I’m more concerned that TAPtogo.net’s “secure” website only scores a “B” rating on the Qualys SSL Labs (www.ssllabs.com) SSL Server Test.
Seriously, though, how does a front-facing service like this get pushed into production without basic acceptance testing? Where’s the oversight?
The TAP website is honestly the most user-unfriendly site I have ever had to deal with. The links are confusing, I have been told that you can add fare to cards online but it takes 24-48 hours to post to your card. The whole site is just unequivocally awful.
It’s 2014. I can renew my car registration on the DMV website faster than I can do anything useful on TAPs website.

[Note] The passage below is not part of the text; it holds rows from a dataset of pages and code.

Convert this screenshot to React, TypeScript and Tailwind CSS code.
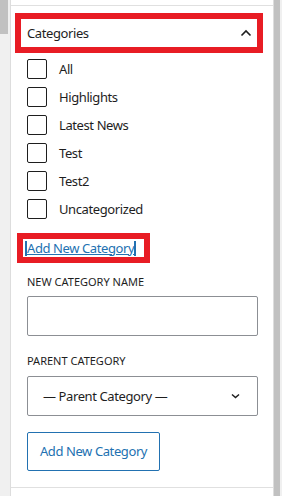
import React from "react";

const items = ["All", "Highlights", "Latest News", "Test", "Test2", "Uncategorized"];

export default function App() {
  return (
    <div
      className="w-[282px] h-[496px] flex bg-[#f0f0f0] overflow-hidden text-[#1e1e1e]"
      style={{ fontFamily: '"Noto Sans", "Open Sans", sans-serif' }}
    >
      <div className="w-[10px] shrink-0">
        <div className="w-[8px] h-[34px] bg-[#c1c1c1]" />
      </div>
      <div className="w-[264px] shrink-0 bg-white border-x border-[#dddddd] flex flex-col">
        <div className="h-[6px] border-b border-[#e0e0e0]" />
        <div className="mt-[7px] ml-[4px] w-[248px] border-[6px] border-[#e81c24]">
          <div className="h-[28px] flex items-center justify-between pl-[6px] pr-[5px]">
            <span className="text-[13px] leading-none tracking-[-0.4px]">Categories</span>
            <svg width="12" height="8" viewBox="0 0 12 8" fill="none">
              <path d="M1.5 6.5 L6 2 L10.5 6.5" stroke="#1e1e1e" strokeWidth="1.6" />
            </svg>
          </div>
        </div>
        <div className="mt-[6px] pl-[16px] flex flex-col gap-[8px]">
          {items.map((it) => (
            <div key={it} className="flex items-center gap-[12px] h-[20px]">
              <div className="w-[20px] h-[20px] border border-[#1e1e1e] rounded-[2px] shrink-0" />
              <span className="text-[13px] leading-none tracking-[-0.4px]">{it}</span>
            </div>
          ))}
        </div>
        <div className="mt-[14px] ml-[6px] w-[133px] border-[6px] border-[#e81c24]">
          <div className="h-[18px] flex items-center pl-[2px]">
            <span className="w-[2px] h-[15px] bg-[#2271b1]" />
            <span className="text-[13px] leading-none text-[#2271b1] underline tracking-[-0.4px]">Add New Category</span>
            <span className="w-[2px] h-[15px] bg-[#2271b1]" />
          </div>
        </div>
        <div className="pl-[16px] pr-[15px] mt-[13px] flex flex-col">
          <div className="text-[11px] leading-none uppercase h-[11px]">New Category Name</div>
          <div className="mt-[9px] h-[40px] border border-[#8c8f94] rounded-[2px]" />
          <div className="mt-[19px] text-[11px] leading-none uppercase h-[11px]">Parent Category</div>
          <div className="mt-[10px] h-[40px] border border-[#8c8f94] rounded-[2px] flex items-center justify-between pl-[15px] pr-[17px]">
            <span className="text-[13px] leading-none tracking-[-0.4px]">— Parent Category —</span>
            <svg width="9" height="6" viewBox="0 0 9 6" fill="none">
              <path d="M1 1.5 L4.5 4.5 L8 1.5" stroke="#1e1e1e" strokeWidth="1.5" />
            </svg>
          </div>
          <div className="mt-[16px] w-[133px] h-[39px] border border-[#2271b1] rounded-[2px] flex items-center justify-center text-[13px] text-[#2271b1] tracking-[-0.4px]">
            Add New Category
          </div>
        </div>
        <div className="mt-[16px] border-t border-[#e0e0e0]" />
      </div>
      <div className="w-[6px] shrink-0 bg-[#c1c1c1]" />
    </div>
  );
}
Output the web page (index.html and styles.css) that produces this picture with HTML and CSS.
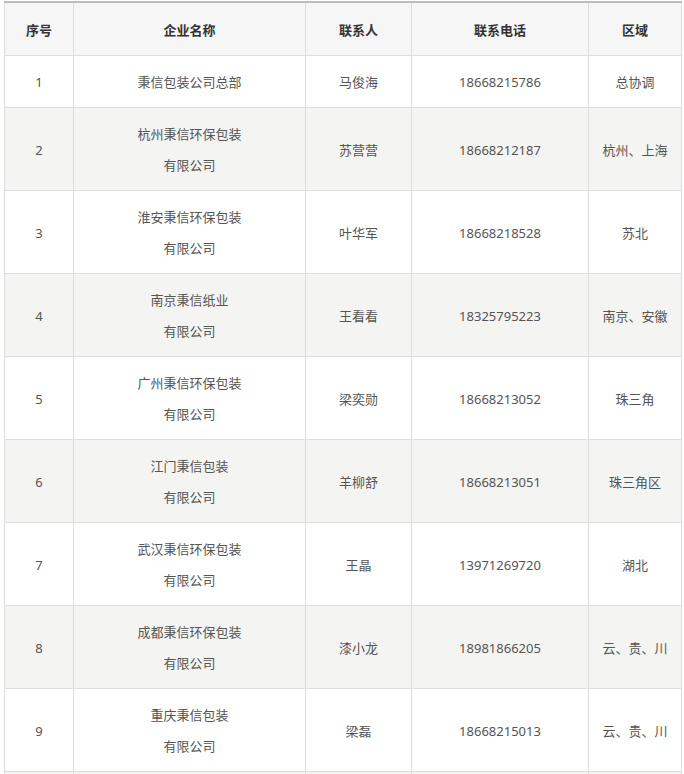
FILE: index.html
```html
<!DOCTYPE html>
<html lang="zh-CN">
<head>
<meta charset="utf-8">
<title>联系方式</title>
<link rel="stylesheet" href="styles.css">
</head>
<body>
<div class="wrap">
<table class="contacts">
  <colgroup>
    <col class="c-no"><col class="c-name"><col class="c-person"><col class="c-phone"><col class="c-area">
  </colgroup>
  <thead>
    <tr><th>序号</th><th>企业名称</th><th>联系人</th><th>联系电话</th><th>区域</th></tr>
  </thead>
  <tbody>
    <tr><td>1</td><td>秉信包装公司总部</td><td>马俊海</td><td>18668215786</td><td>总协调</td></tr>
    <tr><td>2</td><td>杭州秉信环保包装<br>有限公司</td><td>苏营营</td><td>18668212187</td><td>杭州、上海</td></tr>
    <tr><td>3</td><td>淮安秉信环保包装<br>有限公司</td><td>叶华军</td><td>18668218528</td><td>苏北</td></tr>
    <tr><td>4</td><td>南京秉信纸业<br>有限公司</td><td>王看看</td><td>18325795223</td><td>南京、安徽</td></tr>
    <tr><td>5</td><td>广州秉信环保包装<br>有限公司</td><td>梁奕勋</td><td>18668213052</td><td>珠三角</td></tr>
    <tr><td>6</td><td>江门秉信包装<br>有限公司</td><td>羊柳舒</td><td>18668213051</td><td>珠三角区</td></tr>
    <tr><td>7</td><td>武汉秉信环保包装<br>有限公司</td><td>王晶</td><td>13971269720</td><td>湖北</td></tr>
    <tr><td>8</td><td>成都秉信环保包装<br>有限公司</td><td>漆小龙</td><td>18981866205</td><td>云、贵、川</td></tr>
    <tr><td>9</td><td>重庆秉信包装<br>有限公司</td><td>梁磊</td><td>18668215013</td><td>云、贵、川</td></tr>
    <tr class="more"><td></td><td></td><td></td><td></td><td></td></tr>
  </tbody>
</table>
</div>
</body>
</html>
```
FILE: styles.css
```css
html, body {
  margin: 0;
  padding: 0;
  background: #ffffff;
}
.wrap {
  padding: 1px 0 0 4px;
}
.contacts {
  border-collapse: collapse;
  table-layout: fixed;
  width: 677px;
  border-top: 2px solid #bdbdbd;
  font-family: "Noto Sans", "Noto Sans CJK SC", sans-serif;
  font-size: 13px;
  line-height: 31px;
  color: #555555;
}
.c-no { width: 69px; }
.c-name { width: 232px; }
.c-person { width: 106px; }
.c-phone { width: 177px; }
.c-area { width: 93px; }
.contacts th,
.contacts td {
  border: 1px solid #dddddd;
  text-align: center;
  vertical-align: middle;
  padding: 11px 5px 9px;
  font-weight: normal;
}
.contacts th {
  background: #f6f6f6;
  color: #333333;
  font-weight: bold;
  padding: 12px 5px 9px;
}
.contacts tbody tr:nth-child(even) td {
  background: #f4f4f2;
}
.contacts tr.more td {
  height: 62px;
}
```
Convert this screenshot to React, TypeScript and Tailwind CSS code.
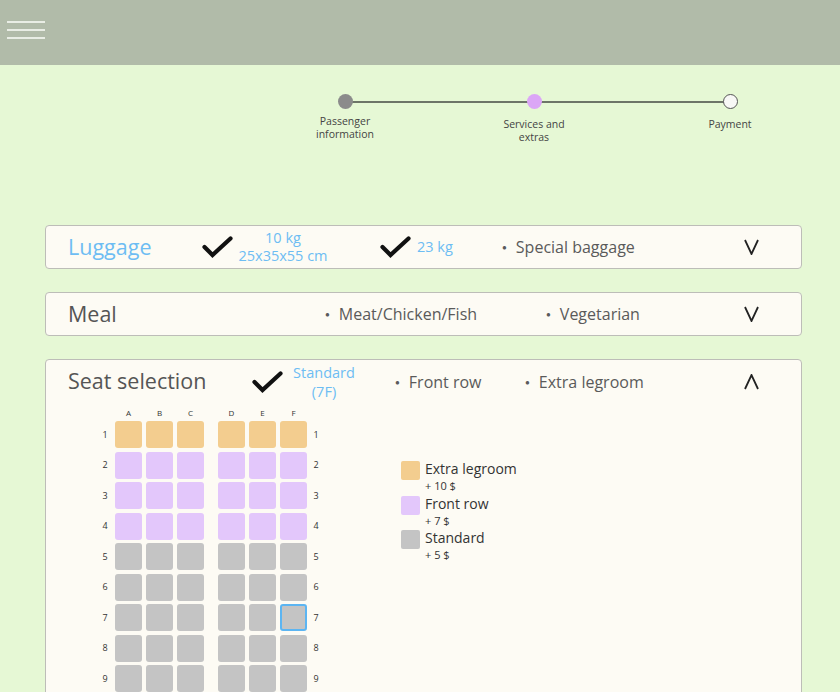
import React from "react";

const F = { fontFamily: "'Open Sans', 'Noto Sans', sans-serif" };

function Check({ className = "" }: { className?: string }) {
  return (
    <svg width="31" height="22" viewBox="0 0 31 22" className={className}>
      <path d="M2.5 11 L10.5 19 L28.5 2.5" fill="none" stroke="#111" strokeWidth="4.2" strokeLinecap="round" strokeLinejoin="miter" />
    </svg>
  );
}

function Chevron({ up = false }: { up?: boolean }) {
  return (
    <svg width="15" height="16" viewBox="0 0 15 16">
      <path d={up ? "M1 15 L7.5 1 L14 15" : "M1 1 L7.5 15 L14 1"} fill="none" stroke="#222" strokeWidth="1.8" />
    </svg>
  );
}

function Bullet({ text }: { text: string }) {
  return (
    <span className="flex items-center text-[16px] text-[#5a5a5a]">
      <span className="text-[8px] mr-[9px]">●</span>
      {text}
    </span>
  );
}

type SeatKind = "o" | "p" | "g";
const seatColor: Record<SeatKind, string> = {
  o: "bg-[#f3cd8f]",
  p: "bg-[#e3c7fb]",
  g: "bg-[#c4c4c4]",
};

function Seat({ kind, selected = false }: { kind: SeatKind; selected?: boolean }) {
  return (
    <div
      className={`w-[27px] h-[27px] rounded-[3px] ${seatColor[kind]} ${selected ? "border-2 border-[#5cb5f2]" : ""}`}
    />
  );
}

export default function App() {
  const rows = [1, 2, 3, 4, 5, 6, 7, 8, 9, 10, 11];
  const kindFor = (r: number): SeatKind => (r === 1 ? "o" : r <= 4 ? "p" : "g");
  return (
    <div className="w-[840px] h-[692px] overflow-hidden bg-[#e6f8d5]" style={F}>
      {/* Header */}
      <div className="h-[65px] bg-[#b1bba9] flex items-start pl-[7px] pt-[21px]">
        <div className="flex flex-col gap-[6px]">
          <div className="w-[38px] h-[2px] bg-[#e9ede5]" />
          <div className="w-[38px] h-[2px] bg-[#e9ede5]" />
          <div className="w-[38px] h-[2px] bg-[#e9ede5]" />
        </div>
      </div>

      {/* Stepper */}
      <div className="relative ml-[295px] mt-[29px] w-[485px] h-[131px]">
        <div className="absolute left-[50px] top-[7px] w-[385px] h-[1.5px] bg-[#6d7568]" />
        <div className="relative flex">
          <div className="w-[100px] flex flex-col items-center">
            <div className="w-[15px] h-[15px] rounded-full bg-[#8b8b8b]" />
            <div className="mt-[6px] text-[10.5px] leading-[13px] text-[#444] text-center">Passenger<br />information</div>
          </div>
          <div className="ml-[89px] w-[100px] flex flex-col items-center">
            <div className="w-[15px] h-[15px] rounded-full bg-[#dba6f6]" />
            <div className="mt-[9px] text-[10.5px] leading-[13px] text-[#444] text-center">Services and<br />extras</div>
          </div>
          <div className="ml-[96px] w-[100px] flex flex-col items-center">
            <div className="w-[15px] h-[15px] rounded-full bg-[#f8f8f6] border-[1.5px] border-[#555]" />
            <div className="mt-[9px] text-[10.5px] leading-[13px] text-[#444] text-center">Payment</div>
          </div>
        </div>
      </div>

      {/* Cards */}
      <div className="ml-[45px] w-[757px] flex flex-col gap-[23px]">
        {/* Luggage */}
        <div className="h-[44px] rounded-[4px] border-[1.5px] border-[#bdbdb8] bg-[#fdfbf4] flex items-center pl-[22px]">
          <div className="w-[134px] text-[21.5px] text-[#6dbdf3]">Luggage</div>
          <div className="w-[35px] flex"><Check /></div>
          <div className="w-[92px] flex flex-col items-center text-[14.5px] leading-[18px] text-[#6dbdf3] whitespace-nowrap">
            <span>10 kg</span>
            <span>25x35x55 cm</span>
          </div>
          <div className="w-[51px]" />
          <div className="w-[37px] flex"><Check /></div>
          <div className="w-[85px] text-[14.5px] text-[#6dbdf3]">23 kg</div>
          <div className="w-[242px]"><Bullet text="Special baggage" /></div>
          <Chevron />
        </div>

        {/* Meal */}
        <div className="h-[44px] rounded-[4px] border-[1.5px] border-[#bdbdb8] bg-[#fdfbf4] flex items-center pl-[22px]">
          <div className="w-[257px] text-[21.5px] text-[#555]">Meal</div>
          <div className="w-[221px]"><Bullet text="Meat/Chicken/Fish" /></div>
          <div className="w-[198px]"><Bullet text="Vegetarian" /></div>
          <Chevron />
        </div>

        {/* Seat selection */}
        <div className="h-[420px] rounded-[4px] border-[1.5px] border-[#bdbdb8] bg-[#fdfbf4] pl-[22px]">
          <div className="h-[43px] flex items-center">
            <div className="w-[184px] text-[21.5px] text-[#555]">Seat selection</div>
            <div className="w-[39px] flex"><Check /></div>
            <div className="w-[104px]">
              <div className="w-[66px] flex flex-col items-center text-[14.5px] leading-[19px] text-[#6dbdf3] whitespace-nowrap">
                <span>Standard</span>
                <span>(7F)</span>
              </div>
            </div>
            <div className="w-[130px]"><Bullet text="Front row" /></div>
            <div className="w-[219px]"><Bullet text="Extra legroom" /></div>
            <Chevron up />
          </div>

          <div className="flex">
            {/* Seat map */}
            <div className="ml-[32px] flex flex-col">
              <div className="flex h-[14px] items-end text-[8px] text-[#333] leading-none">
                <div className="w-[15px]" />
                <div className="flex gap-[4px]">
                  {["A", "B", "C"].map((l) => (
                    <div key={l} className="w-[27px] text-center">{l}</div>
                  ))}
                </div>
                <div className="w-[14px]" />
                <div className="flex gap-[4px]">
                  {["D", "E", "F"].map((l) => (
                    <div key={l} className="w-[27px] text-center">{l}</div>
                  ))}
                </div>
              </div>
              <div className="mt-[4px] flex flex-col gap-[3.5px]">
                {rows.map((r) => (
                  <div key={r} className="flex items-center text-[9px] text-[#333]">
                    <div className="w-[10px] text-center">{r}</div>
                    <div className="w-[5px]" />
                    <div className="flex gap-[4px]">
                      <Seat kind={kindFor(r)} />
                      <Seat kind={kindFor(r)} />
                      <Seat kind={kindFor(r)} />
                    </div>
                    <div className="w-[14px]" />
                    <div className="flex gap-[4px]">
                      <Seat kind={kindFor(r)} />
                      <Seat kind={kindFor(r)} />
                      <Seat kind={kindFor(r)} selected={r === 7} />
                    </div>
                    <div className="w-[4px]" />
                    <div className="w-[10px] text-center">{r}</div>
                  </div>
                ))}
              </div>
            </div>

            {/* Legend */}
            <div className="ml-[80px] mt-[58px] flex flex-col gap-[2.5px]">
              {[
                { c: "bg-[#f3cd8f]", t: "Extra legroom", p: "+ 10 $" },
                { c: "bg-[#e3c7fb]", t: "Front row", p: "+ 7 $" },
                { c: "bg-[#c4c4c4]", t: "Standard", p: "+ 5 $" },
              ].map((it) => (
                <div key={it.t} className="flex items-start gap-[5px]">
                  <div className={`w-[19px] h-[19px] rounded-[2px] ${it.c}`} />
                  <div className="flex flex-col -mt-[1px]">
                    <div className="text-[14px] leading-[18px] text-[#333]">{it.t}</div>
                    <div className="text-[11px] leading-[15px] text-[#333]">{it.p}</div>
                  </div>
                </div>
              ))}
            </div>
          </div>
        </div>
      </div>
    </div>
  );
}
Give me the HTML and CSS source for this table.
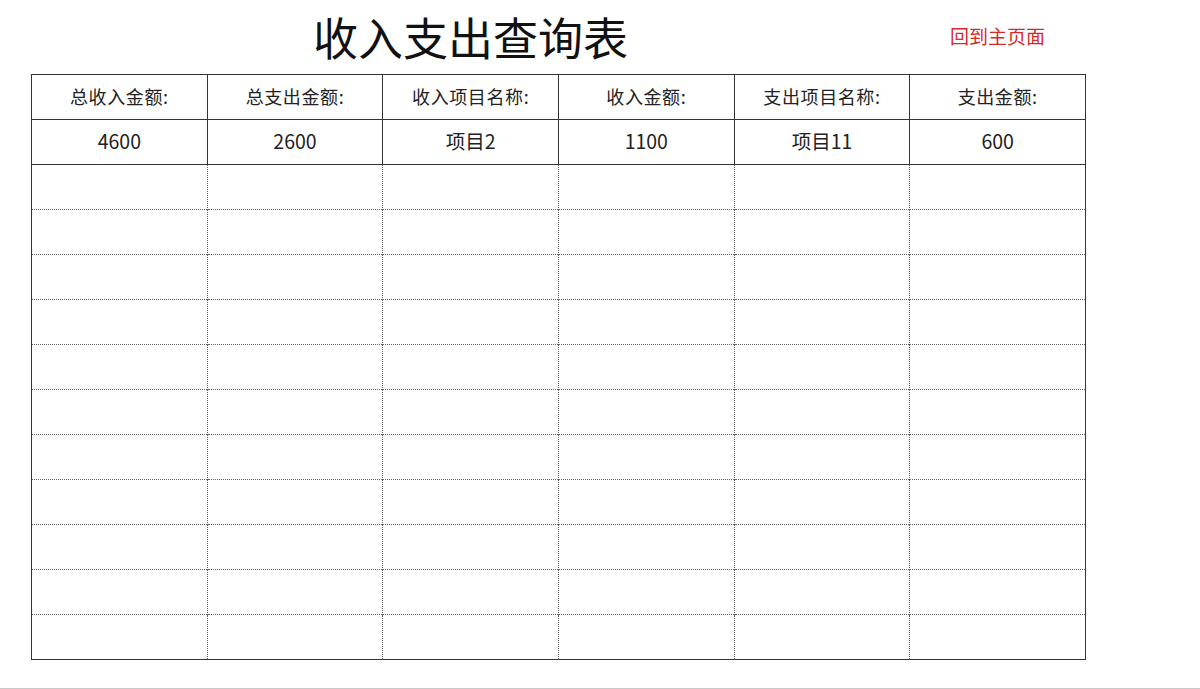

Can Metro do something about this and bring the website up to modern day web standards?
C’mon, get real.
Metro said taptogo.net will be fixed by the end of 2013 in the own comments section last June
http://thesource.metro.net/2013/06/18/gates-to-be-latched-at-union-station-subway-entrances-on-wednesday-here-is-the-sources-qa-about-the-turnstiles-and-tap/
Well, 2013 has come and gone we’re almost one quarter of the way into 2014.
What did you all expect from government agencies? They can’t even get Obamacare websites running correctly! A middle school student can create a better webpage in faster time than your government.
This is merely TAP’s way of weeding out people who use inferior browsers. I don’t think TAPtogo shows up in Alta Vista searches anymore either.
Why am I not surprised?
TAP has had problems with running on Safari for years, and they always blame Apple for their own shortcomings.
Quite frankly, their web site is a complete disaster. The fact that it allows you to load value or buy passes on an EXPIRED TAP CARD says a lot about its dysfunction.
That site needs to be completely scrapped and re-designed from the ground up. Absolutely horrid web site. They should be embarrassed that it’s so bad.
Then again, TAP’s customer service isn’t far behind, so I can’t say that I’m surprised.
Also note this is a problem on Safari on iOS devices as well.